_Given task_
Restate the data exactly as given and keep the pictures out.

— START OF Material —

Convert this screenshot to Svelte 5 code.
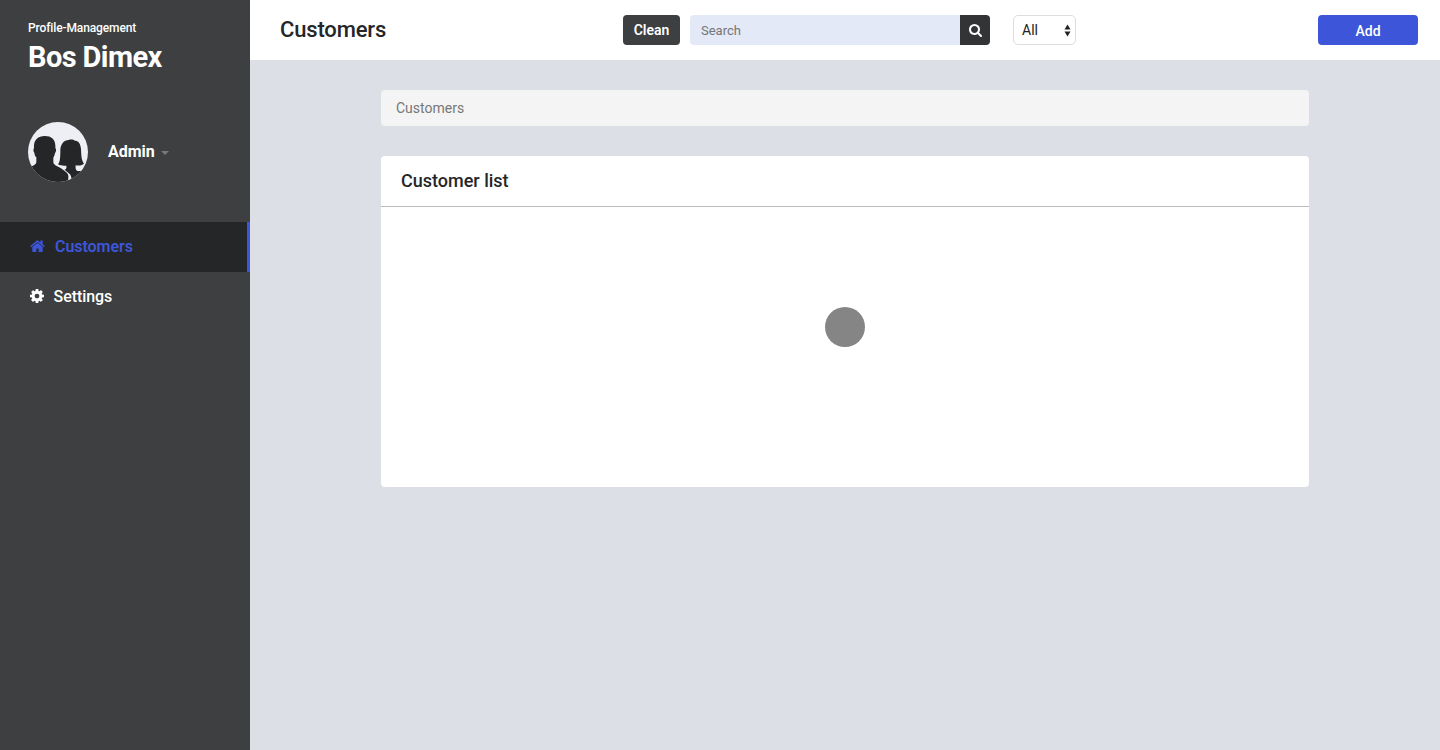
<script>
  const title = 'Customers';
  let query = $state('');
</script>

<div class="app">
  <aside>
    <div class="brand">
      <div class="small">Profile-Management</div>
      <div class="name">Bos Dimex</div>
    </div>
    <div class="user">
      <svg class="avatar" viewBox="0 0 180 180">
        <defs><clipPath id="round"><circle cx="90" cy="90" r="90" /></clipPath></defs>
        <g clip-path="url(#round)">
          <rect width="180" height="180" fill="#eeeff4" />
          <path fill="#252628" d="M90 127 C97 120 97 100 97 84 C98 66 108 54 122 54 C128 51 137 53 141 56 C152 55 158 66 159 82 C160 100 160 115 168 125 C162 130 152 132 143 130 C142 138 143 144 148 147 L160 147 L184 138 V184 H129 C131 170 131 161 124 155 L110 143 C115 141 116 137 115 131 C106 132 97 131 90 127 Z" />
          <path fill="#252628" d="M0 140 C12 130 24 131 25 120 V106 C21 103 20 98 19 92 C15 87 16 81 18 79 C16 54 29 42 50 42 C72 42 84 53 82 79 C86 81 84 89 81 93 C80 99 78 104 76 107 V121 C77 131 92 133 105 143 C119 153 122 157 121 166 L120 184 H0 Z" />
        </g>
      </svg>
      <span class="admin">Admin</span>
      <svg class="caret" viewBox="0 0 8 4"><path d="M0 0H8L4 4Z" fill="#77787a" /></svg>
    </div>
    <nav>
      <a class="active" href="#customers">
        <svg class="home" viewBox="0 0 1664 1312"><path fill="currentColor" d="M1408 768v480q0 26-19 45t-45 19H960V928H704v384H320q-26 0-45-19t-19-45V768q0-1 .5-3t.5-3l575-474 575 474q1 2 1 6zm223-69-62 74q-8 9-21 11h-3q-13 0-21-7L832 200 140 777q-12 8-24 7-13-2-21-11L33 699q-8-10-7-23.500t11-21.500L756 55q32-26 76-26t76 26l244 204V64q0-14 9-23t23-9h192q14 0 23 9t9 23v408l219 182q10 8 11 21.500t-7 23.500z" /></svg>
        <span>{title}</span>
      </a>
      <a href="#settings">
        <svg class="cog" viewBox="0 0 1536 1536"><path fill="currentColor" d="M1024 768q0-106-75-181t-181-75-181 75-75 181 75 181 181 75 181-75 75-181zm512-109v222q0 12-8 23t-20 13l-185 28q-19 54-39 91 35 50 107 138 10 12 10 25t-9 23q-27 37-99 108t-94 71q-12 0-26-9l-138-108q-44 23-91 38-16 136-29 186-7 28-36 28H657q-14 0-24.500-8.500T621 1506l-28-184q-49-16-90-37l-141 107q-10 9-25 9-14 0-25-11-126-114-165-168-7-10-7-23 0-12 8-23 15-21 51-66.500t54-70.500q-27-50-41-99L29 913q-13-2-21-12.500T0 877V655q0-12 8-23t19-13l186-28q14-46 39-92-40-57-107-138-10-12-10-24 0-10 9-23 26-36 98.500-107.500T337 135q13 0 26 10l138 107q44-23 91-38 16-136 29-186 7-28 36-28h222q14 0 24.500 8.500T915 30l28 184q49 16 90 37l142-107q9-9 24-9 13 0 25 10 129 119 165 170 7 8 7 22 0 12-8 23-15 21-51 66.500t-54 70.500q26 50 41 98l183 28q13 2 21 12.500t8 23.500z" /></svg>
        <span>Settings</span>
      </a>
    </nav>
  </aside>

  <section class="main">
    <header>
      <h1>{title}</h1>
      <div class="tools">
        <button class="clean">Clean</button>
        <input placeholder="Search" aria-label="Search" bind:value={query} />
        <button class="search" aria-label="Search">
          <svg viewBox="0 0 1664 1664"><path fill="currentColor" d="M1152 704q0-185-131.500-316.500T704 256 387.500 387.500 256 704t131.500 316.500T704 1152t316.500-131.500T1152 704zm512 832q0 52-38 90t-90 38q-54 0-90-38l-343-342q-179 124-399 124-143 0-273.500-55.500t-225-150-150-225T0 704t55.500-273.500 150-225 225-150T704 0t273.500 55.500 225 150 150 225T1408 704q0 220-124 399l343 343q37 37 37 90z" /></svg>
        </button>
        <button class="filter">
          <span>All</span>
          <svg viewBox="0 0 7 13"><path d="M3.500 .5L6.500 5.500H.5ZM.5 7.500H6.500L3.500 12.500Z" fill="#222" /></svg>
        </button>
      </div>
      <button class="add">Add</button>
    </header>
    <main>
      <div class="crumb">Customers</div>
      <div class="card">
        <h2>Customer list</h2>
        <div class="body"><div class="loader"></div></div>
      </div>
    </main>
  </section>
</div>

<style>
  :global(body) { margin: 0; }
  .app { display: flex; height: 750px; overflow: hidden; font-family: Roboto, sans-serif; color: #252628; background: #dddfe6; }
  .app *, .app { box-sizing: border-box; }
  aside { width: 250px; flex: none; background: #3e3f41; color: #fff; }
  .brand { height: 122px; padding: 20px 28px 0; }
  .small { font-size: 12px; line-height: 16px; font-weight: 500; letter-spacing: -.12px; }
  .name { font-size: 29px; line-height: 42px; font-weight: 700; letter-spacing: -.6px; }
  .user { display: flex; align-items: center; height: 60px; padding-left: 28px; }
  .avatar { width: 60px; height: 60px; margin-right: 20px; }
  .admin { font-size: 16px; line-height: 20px; font-weight: 700; }
  .caret { width: 8px; height: 4px; margin: 1px 0 0 6px; }
  nav { margin-top: 40px; }
  nav a { display: flex; align-items: center; height: 50px; padding: 0 0 2px 30px; color: #fff; text-decoration: none; font-size: 16px; font-weight: 500; }
  nav a.active { background: #252628; color: #3d56d9; border-right: 3px solid #3d56d9; font-weight: 600; letter-spacing: -.05px; }
  .home { width: 15px; height: 12px; margin-right: 10px; }
  .cog { width: 14px; height: 14px; margin-right: 9.500px; }
  nav a:not(.active) span { letter-spacing: -.06px; }
  .main { flex: 1; min-width: 0; }
  header { display: flex; align-items: center; height: 60px; padding: 0 22px 0 30px; background: #fff; }
  h1 { width: 343px; margin: 0; font-size: 22px; line-height: 30px; font-weight: 500; letter-spacing: -.16px; }
  button, input { height: 30px; border: 0; font: 500 14px Roboto, sans-serif; margin: 0; padding: 0; }
  .tools { display: flex; flex: 1; }
  .clean { width: 57px; margin-right: 10px; border-radius: 4px; background: #3e3f41; color: #fff; font-weight: 600; }
  input { width: 270px; padding: 0 11px; border-radius: 4px 0 0 4px; background: #e3e9f7; color: #252628; font-size: 13px; font-weight: 400; outline: 0; }
  input::placeholder { color: #757575; opacity: 1; }
  .search { display: flex; align-items: center; justify-content: center; width: 30px; margin-right: 23px; border-radius: 0 4px 4px 0; background: #333436; color: #fff; }
  .search svg { width: 13px; height: 13px; }
  .filter { display: flex; align-items: center; justify-content: space-between; width: 63px; padding: 0 4px 0 8px; border: 1px solid #ddd; border-radius: 5px; background: #fff; color: #222; font-weight: 400; }
  .filter svg { width: 7px; height: 13px; }
  .add { width: 100px; padding-top: 2px; border-radius: 4px; background: #3d56d9; color: #fff; }
  main { width: 928px; margin: 30px auto 0; }
  .crumb { height: 36px; padding-left: 15px; border-radius: 4px; background: #f4f4f4; color: #777; font-size: 14px; line-height: 36px; }
  .card { height: 331px; margin-top: 30px; border-radius: 4px; background: #fff; }
  h2 { height: 51px; margin: 0; padding-left: 20px; border-bottom: 1px solid #bbb; font-size: 18px; line-height: 50px; font-weight: 500; }
  .body { display: flex; justify-content: center; padding-top: 100px; }
  .loader { width: 40px; height: 40px; border-radius: 50%; background: #858585; }
</style>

— END OF Material —

_Correct output_
Convert this screenshot to Svelte 5 code.
<script>
  const title = 'Customers';
  let query = $state('');
</script>

<div class="app">
  <aside>
    <div class="brand">
      <div class="small">Profile-Management</div>
      <div class="name">Bos Dimex</div>
    </div>
    <div class="user">
      <svg class="avatar" viewBox="0 0 180 180">
        <defs><clipPath id="round"><circle cx="90" cy="90" r="90" /></clipPath></defs>
        <g clip-path="url(#round)">
          <rect width="180" height="180" fill="#eeeff4" />
          <path fill="#252628" d="M90 127 C97 120 97 100 97 84 C98 66 108 54 122 54 C128 51 137 53 141 56 C152 55 158 66 159 82 C160 100 160 115 168 125 C162 130 152 132 143 130 C142 138 143 144 148 147 L160 147 L184 138 V184 H129 C131 170 131 161 124 155 L110 143 C115 141 116 137 115 131 C106 132 97 131 90 127 Z" />
          <path fill="#252628" d="M0 140 C12 130 24 131 25 120 V106 C21 103 20 98 19 92 C15 87 16 81 18 79 C16 54 29 42 50 42 C72 42 84 53 82 79 C86 81 84 89 81 93 C80 99 78 104 76 107 V121 C77 131 92 133 105 143 C119 153 122 157 121 166 L120 184 H0 Z" />
        </g>
      </svg>
      <span class="admin">Admin</span>
      <svg class="caret" viewBox="0 0 8 4"><path d="M0 0H8L4 4Z" fill="#77787a" /></svg>
    </div>
    <nav>
      <a class="active" href="#customers">
        <svg class="home" viewBox="0 0 1664 1312"><path fill="currentColor" d="M1408 768v480q0 26-19 45t-45 19H960V928H704v384H320q-26 0-45-19t-19-45V768q0-1 .5-3t.5-3l575-474 575 474q1 2 1 6zm223-69-62 74q-8 9-21 11h-3q-13 0-21-7L832 200 140 777q-12 8-24 7-13-2-21-11L33 699q-8-10-7-23.500t11-21.500L756 55q32-26 76-26t76 26l244 204V64q0-14 9-23t23-9h192q14 0 23 9t9 23v408l219 182q10 8 11 21.500t-7 23.500z" /></svg>
        <span>{title}</span>
      </a>
      <a href="#settings">
        <svg class="cog" viewBox="0 0 1536 1536"><path fill="currentColor" d="M1024 768q0-106-75-181t-181-75-181 75-75 181 75 181 181 75 181-75 75-181zm512-109v222q0 12-8 23t-20 13l-185 28q-19 54-39 91 35 50 107 138 10 12 10 25t-9 23q-27 37-99 108t-94 71q-12 0-26-9l-138-108q-44 23-91 38-16 136-29 186-7 28-36 28H657q-14 0-24.500-8.500T621 1506l-28-184q-49-16-90-37l-141 107q-10 9-25 9-14 0-25-11-126-114-165-168-7-10-7-23 0-12 8-23 15-21 51-66.500t54-70.500q-27-50-41-99L29 913q-13-2-21-12.500T0 877V655q0-12 8-23t19-13l186-28q14-46 39-92-40-57-107-138-10-12-10-24 0-10 9-23 26-36 98.500-107.500T337 135q13 0 26 10l138 107q44-23 91-38 16-136 29-186 7-28 36-28h222q14 0 24.500 8.500T915 30l28 184q49 16 90 37l142-107q9-9 24-9 13 0 25 10 129 119 165 170 7 8 7 22 0 12-8 23-15 21-51 66.500t-54 70.500q26 50 41 98l183 28q13 2 21 12.500t8 23.500z" /></svg>
        <span>Settings</span>
      </a>
    </nav>
  </aside>

  <section class="main">
    <header>
      <h1>{title}</h1>
      <div class="tools">
        <button class="clean">Clean</button>
        <input placeholder="Search" aria-label="Search" bind:value={query} />
        <button class="search" aria-label="Search">
          <svg viewBox="0 0 1664 1664"><path fill="currentColor" d="M1152 704q0-185-131.500-316.500T704 256 387.500 387.500 256 704t131.500 316.500T704 1152t316.500-131.500T1152 704zm512 832q0 52-38 90t-90 38q-54 0-90-38l-343-342q-179 124-399 124-143 0-273.500-55.500t-225-150-150-225T0 704t55.500-273.500 150-225 225-150T704 0t273.500 55.500 225 150 150 225T1408 704q0 220-124 399l343 343q37 37 37 90z" /></svg>
        </button>
        <button class="filter">
          <span>All</span>
          <svg viewBox="0 0 7 13"><path d="M3.500 .5L6.500 5.500H.5ZM.5 7.500H6.500L3.500 12.500Z" fill="#222" /></svg>
        </button>
      </div>
      <button class="add">Add</button>
    </header>
    <main>
      <div class="crumb">Customers</div>
      <div class="card">
        <h2>Customer list</h2>
        <div class="body"><div class="loader"></div></div>
      </div>
    </main>
  </section>
</div>

<style>
  :global(body) { margin: 0; }
  .app { display: flex; height: 750px; overflow: hidden; font-family: Roboto, sans-serif; color: #252628; background: #dddfe6; }
  .app *, .app { box-sizing: border-box; }
  aside { width: 250px; flex: none; background: #3e3f41; color: #fff; }
  .brand { height: 122px; padding: 20px 28px 0; }
  .small { font-size: 12px; line-height: 16px; font-weight: 500; letter-spacing: -.12px; }
  .name { font-size: 29px; line-height: 42px; font-weight: 700; letter-spacing: -.6px; }
  .user { display: flex; align-items: center; height: 60px; padding-left: 28px; }
  .avatar { width: 60px; height: 60px; margin-right: 20px; }
  .admin { font-size: 16px; line-height: 20px; font-weight: 700; }
  .caret { width: 8px; height: 4px; margin: 1px 0 0 6px; }
  nav { margin-top: 40px; }
  nav a { display: flex; align-items: center; height: 50px; padding: 0 0 2px 30px; color: #fff; text-decoration: none; font-size: 16px; font-weight: 500; }
  nav a.active { background: #252628; color: #3d56d9; border-right: 3px solid #3d56d9; font-weight: 600; letter-spacing: -.05px; }
  .home { width: 15px; height: 12px; margin-right: 10px; }
  .cog { width: 14px; height: 14px; margin-right: 9.500px; }
  nav a:not(.active) span { letter-spacing: -.06px; }
  .main { flex: 1; min-width: 0; }
  header { display: flex; align-items: center; height: 60px; padding: 0 22px 0 30px; background: #fff; }
  h1 { width: 343px; margin: 0; font-size: 22px; line-height: 30px; font-weight: 500; letter-spacing: -.16px; }
  button, input { height: 30px; border: 0; font: 500 14px Roboto, sans-serif; margin: 0; padding: 0; }
  .tools { display: flex; flex: 1; }
  .clean { width: 57px; margin-right: 10px; border-radius: 4px; background: #3e3f41; color: #fff; font-weight: 600; }
  input { width: 270px; padding: 0 11px; border-radius: 4px 0 0 4px; background: #e3e9f7; color: #252628; font-size: 13px; font-weight: 400; outline: 0; }
  input::placeholder { color: #757575; opacity: 1; }
  .search { display: flex; align-items: center; justify-content: center; width: 30px; margin-right: 23px; border-radius: 0 4px 4px 0; background: #333436; color: #fff; }
  .search svg { width: 13px; height: 13px; }
  .filter { display: flex; align-items: center; justify-content: space-between; width: 63px; padding: 0 4px 0 8px; border: 1px solid #ddd; border-radius: 5px; background: #fff; color: #222; font-weight: 400; }
  .filter svg { width: 7px; height: 13px; }
  .add { width: 100px; padding-top: 2px; border-radius: 4px; background: #3d56d9; color: #fff; }
  main { width: 928px; margin: 30px auto 0; }
  .crumb { height: 36px; padding-left: 15px; border-radius: 4px; background: #f4f4f4; color: #777; font-size: 14px; line-height: 36px; }
  .card { height: 331px; margin-top: 30px; border-radius: 4px; background: #fff; }
  h2 { height: 51px; margin: 0; padding-left: 20px; border-bottom: 1px solid #bbb; font-size: 18px; line-height: 50px; font-weight: 500; }
  .body { display: flex; justify-content: center; padding-top: 100px; }
  .loader { width: 40px; height: 40px; border-radius: 50%; background: #858585; }
</style>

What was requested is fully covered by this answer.